Robert Redford, though I had nothing like him in mind, rather an oil rich sultan, even liked the script and especially the novel despite or maybe because of its “hard-edged writing” and “flagrantly sexual theme.” He said, “Yeah. It will work.” Sure did. The movie took in $260 million at the box office worldwide and made everybody rich in Hollywood, and sales of my book zoomed here and around the globe.
So nobody got hurt except for the critics.
The novel, and even the movie, got personal, and touched America deep into its Puritanical soul. On live TV, Matt Lauer chuckled and asked me if my novel was based on personal experience…hell no!…and on live radio, Larry King asked, “Why only a million dollars?” True, I had not thought of inflation.
I also did not think that we’d turn as blasé as the Europeans, who take sex casually and often.
When I asked columnist Liz Smith to please get women’s lib off my back, she wrote, “What are you complaining about? Your book is a runaway bestseller.”
Nowadays every sitcom comes with overt sexual titters and nearly every movie opens with two or more people in bed and nudity is ho-hum.
I refuse to rate my book or my movie on the scale of infidelity and I refuse to judge the behavior of my characters.
Sex is about love and nothing else and let someone else, not me, be the judge.
I write and I publish because there may be one person out there with whom I’ve made contact in a world so brutal and lonely.
Salinger, Roth, Hemingway
and the Wilderness of Writing
WASHINGTON, DC, January 16, 2013 - Philip Roth has quit writing and nobody knows exactly why though I can guess. Salinger wrote only for himself, for his own pleasure, and considered getting published a nuisance, a bother and an intrusion. F. Scott Fitzgerald’s last royalty check amounted to something like six dollars and change. He said, “Why am I doing all this writing. No one’s reading me.”
Hemingway was so unimpressed with his Pulitzer, his Nobel, his wine, his women, his fame, his books waiting to get written, that he committed suicide.
John Kennedy Toole (“A Confederacy of Dunces”) won his Pulitzer too late. He kept getting rejected and answered right back with his own suicide.
Dear world…How’s that for rejection!
Both a doctor and an auto mechanic (people I admire) marveled at the fact that some of us can turn emotions into prose.

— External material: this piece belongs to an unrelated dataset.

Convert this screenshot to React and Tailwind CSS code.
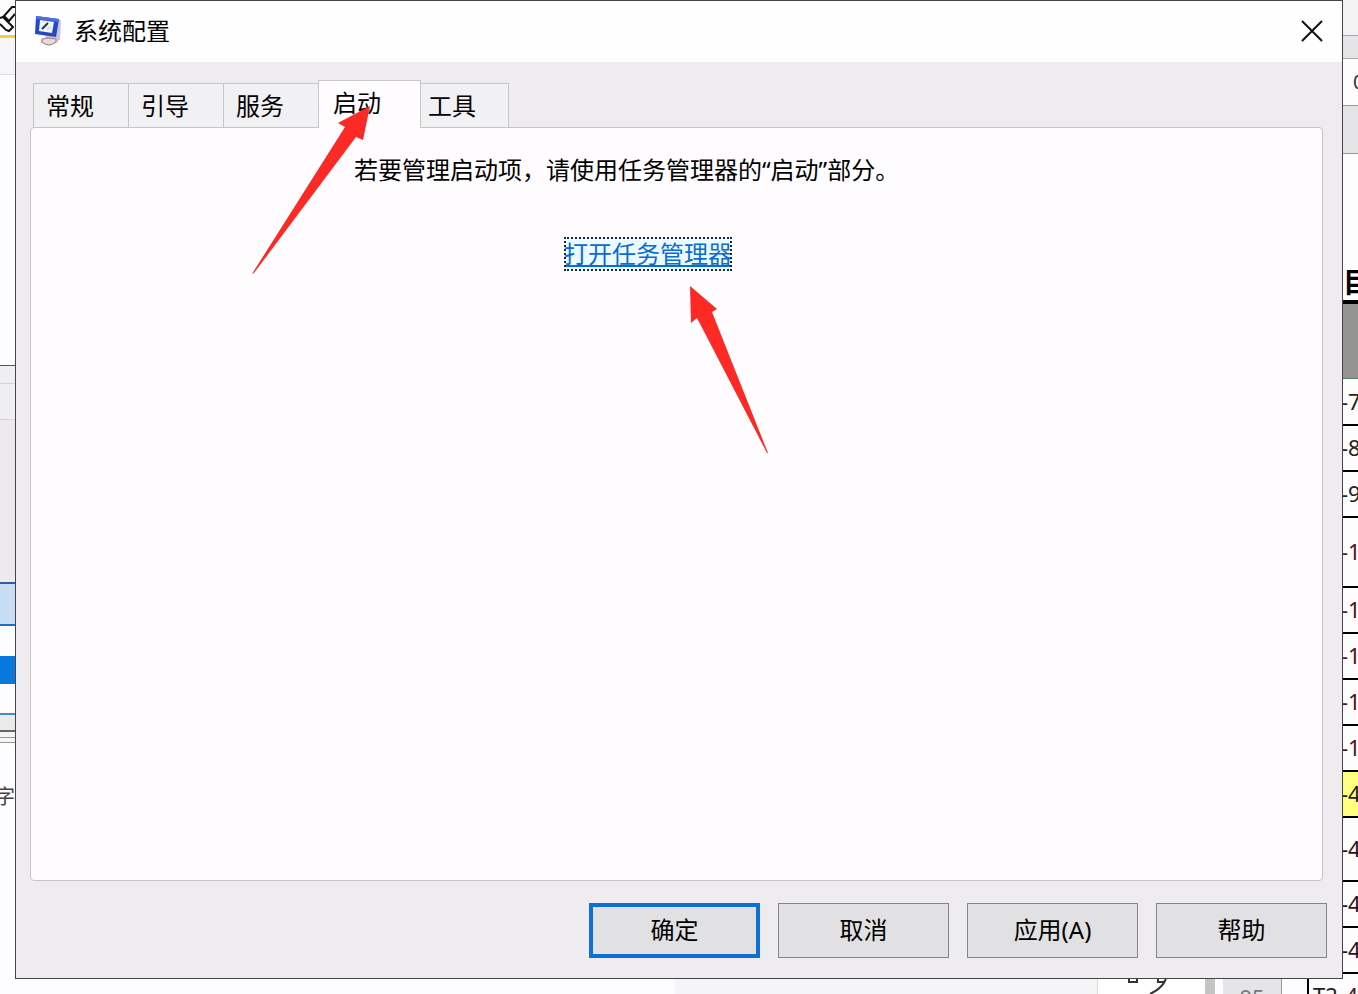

I explained that we are all geniuses at something. The trick is to find out what it is.
Writing novels, as I do, is fun, and more than that, once the inspiration kicks in there is nothing compared to the exhilaration when the words begin to flow, and there is no stopping us once we get started. There is no choice but to write and as I have said plenty of times, you don’t choose writing, writing chooses you.
But that’s the writing itself that I’m talking about, and in that period when the going is good and the words (from above?) keep coming so fast that even the keyboard can’t keep up – in that period we are charmed and blessed. At these moments, as we write and lose track of time, we create a universe and discover continents. We become gods and kings.

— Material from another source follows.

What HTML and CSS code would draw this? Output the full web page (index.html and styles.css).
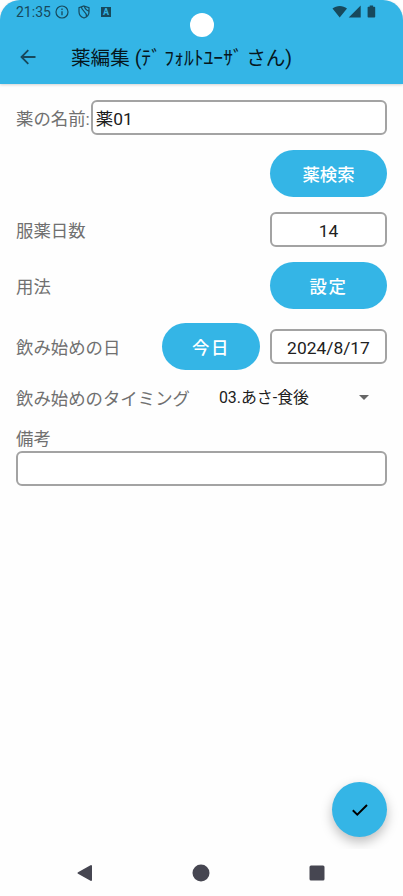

In the publishing we turn ourselves over to our readers and trust that we will get a fair hearing. We don’t ask our readers to love us, only to understand that a novel is tender and precious and easily broken when trashed. We worked long and hard to get it done and deserve leniency for the effort alone – and for having the guts to stick our necks out where there may be multitudes waiting to do us harm.

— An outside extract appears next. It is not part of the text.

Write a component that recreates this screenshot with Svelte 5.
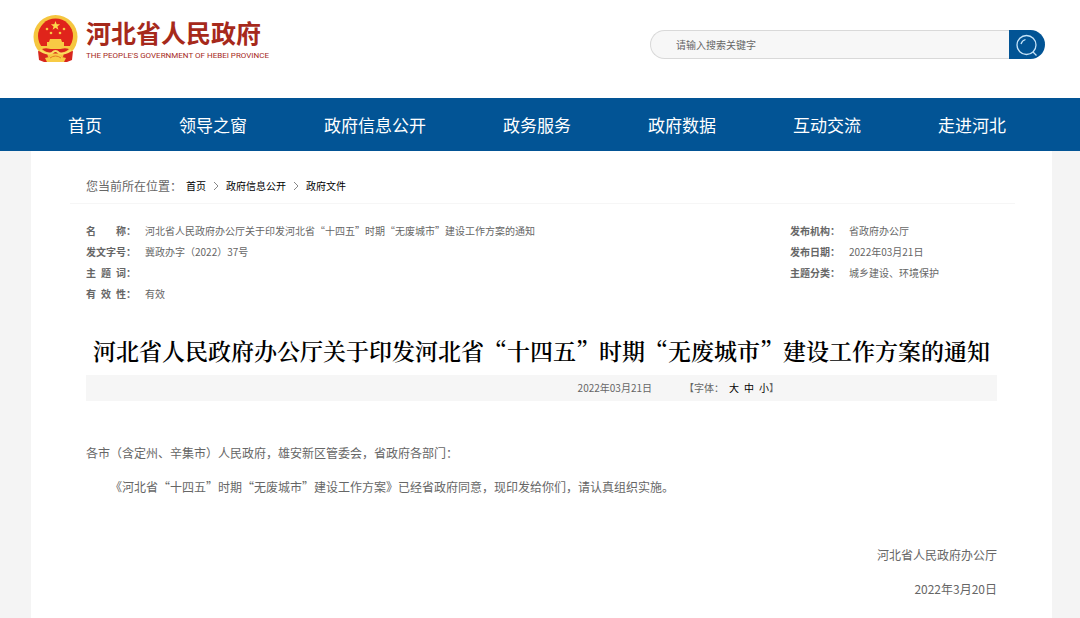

This is an especially tricky time for writers. We find ourselves squarely into the teeth of a technology that permits anyone to comment on our work without telling us who they are, so that by remaining anonymous they enjoy a tyranny. Bygone writers faced their accusers.
All around I have been lucky with reviews though we don’t know what a new day will bring, but on getting published it has been a drag from day one, and yet there have been some astonishing successes, which only recently I have come to appreciate. I keep saying that every work of art is a failure because we never get it exactly right, but even so, sometimes we click and our books get praised, become bestsellers and get made into movies…and for that much I can vouch.
But generally all true writers – all true artists – are failures. We are dependant on the mercy of strangers.
I even wrote a novel about a novelist, his triumphs yes, but oh brother the rejections, the hardships, the bills. I knew what I was talking about.
I am reading the biography of David Lean the great director of “Lawrence of Arabia” and am astonished at his feelings of inadequacy even after scoring success after success. Even at the height of his fame Hemingway had trouble getting a press pass to cover World War II. Even after “The Catcher in the Rye” Salinger had to keep proving himself at The New Yorker. (Read Kenneth Slawenski’s fabulous bio on this.)
Tod
ay I have begun writing a new novel and I wonder if it’s worth the trouble. I keep hesitating as I consider my predecessors and about their weariness and despair and the uselessness of it all. Fitzgerald in “The Crack-Up” extended King Solomon’s despair in Ecclesiastes. All is futile and futility.
Readers will misunderstand, as is to be expected, but some will misunderstand the work purposely and viciously.
Once the work has been done and is out of your hands you have no say. Onward your readers become gods and kings. They, not you, interpret your work, and this is their duty in this, the final act of intimacy, more intimate than sex, this give-and-take between writer and reader.
But who will be around to read this book of mine? Will we all be tweeting by the time it’s done – tweeting instead of reading, and tweeting instead of writing? Already the language has changed and already we have a generation trained and conditioned to express themselves in 140 characters or less.
I notice this even at the movies where a typical scene in today’s films runs no more than about 10 seconds. Our attention spans are devoted to the next commercial.
I also notice that the finest writing these days comes not from our novelists but from our screenwriters. (Is this why Roth quit?) True that so many films are junk but also true that good films keep getting done, and the writing is good and sometimes very good. I cannot write a screenplay because to me words are notes, sentences are music, and I need rhythm to keep moving from paragraph to paragraph.
Rhythm is something you have or you don’t. Read the first paragraph of Hemingway’s “A Farewell to Arms.”
Read the opening lines to James M. Cain’s “The Postman Always Rings Twice.”
Read Kafka to find that a writer does not and should not care if his works get read. Kafka died before seeing his novels in print.
The work – it’s only the work that counts. Forget the rest.